Priscilla, Countess of Westmorland
Born Lady Priscilla Wellesley-Pole in 1793, she was the daughter of the third earl of Mornington and Katherine Forbes. The marquess Wellesley and the first duke of Wellington were her uncles. In 1811 she married John Fane, Lord Burghersh (1784–1859), who in 1841 succeeded as eleventh earl of Westmorland. Her husband was a professional diplomat, and Lady Burghersh spent many years in Berlin and Vienna, which reinforced her political conservatism; she did not find it easy to settle back into British life after her husband was recalled. The Burghershes were patrons (p.235) of music, being among the founders of the Royal Academy of Music. Lady Westmorland was one of the confidantes of her uncle, the duke of Wellington. Three of her four sons predeceased her. She died in 1879. Main residences: Berlin; Vienna; Apethorpe, near Wansford, Northamptonshire; 16 Cavendish Square, London.
Caroline, Lady Wharncliffe
Born Lady Caroline Crichton in 1779, she was the daughter of John Crichton, first earl of Erne, and Lady Mary Hervey. In 1799 she married James Stuart-Wortley-Mackenzie (1776–1845), a descendant of the prime minister Lord Bute, who in 1826 was created baron Wharncliffe. Her correspondence, particularly that with her son, James, reveals her to have been an active Tory, and an associate of Queen Adelaide. She died in 1856. Main residences: Wortley Hall, near Sheffield, Yorkshire; Wharncliffe House, Curzon Street, London.

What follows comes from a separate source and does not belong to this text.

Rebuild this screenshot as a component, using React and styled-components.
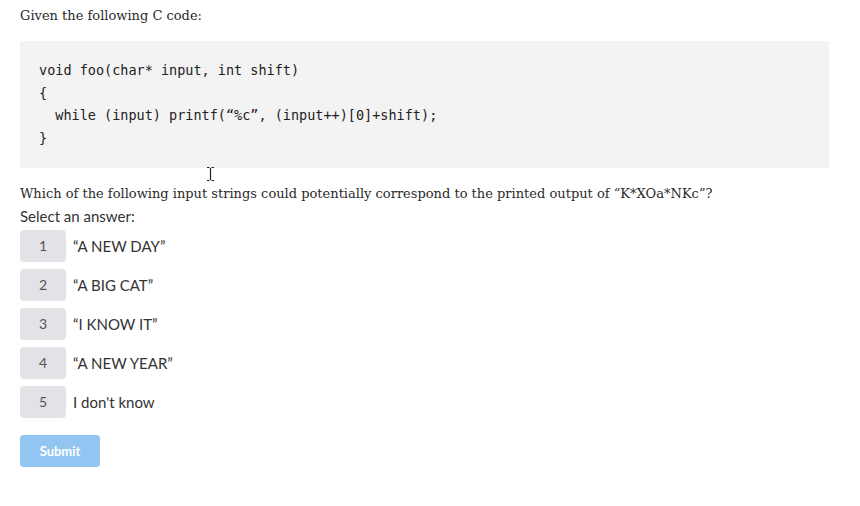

Susan, Countess of Wharncliffe
The second daughter of Henry Lascelles, third earl of Harewood, and Lady Louisa Thynne, Lady Susan Lascelles was born in 1834. She married Edward Stuart-Wortley-Mackenzie (1827–99) in 1855, just months before he succeeded as third baron Wharncliffe. A conservative and a sportsman, he was created earl of Wharncliffe by Disraeli in 1876. If her diary is an accurate reflection, Lady Wharncliffe's life, which revolved around her husband's shooting engagements, was largely devoted to her husband and household; her only child died in 1857. She lived until 1927. Main residences: Wortley Hall, near Sheffield, Yorkshire; Belmont Castle, Perthshire; Simonston, near York; Wharncliffe House, Curzon Street, London.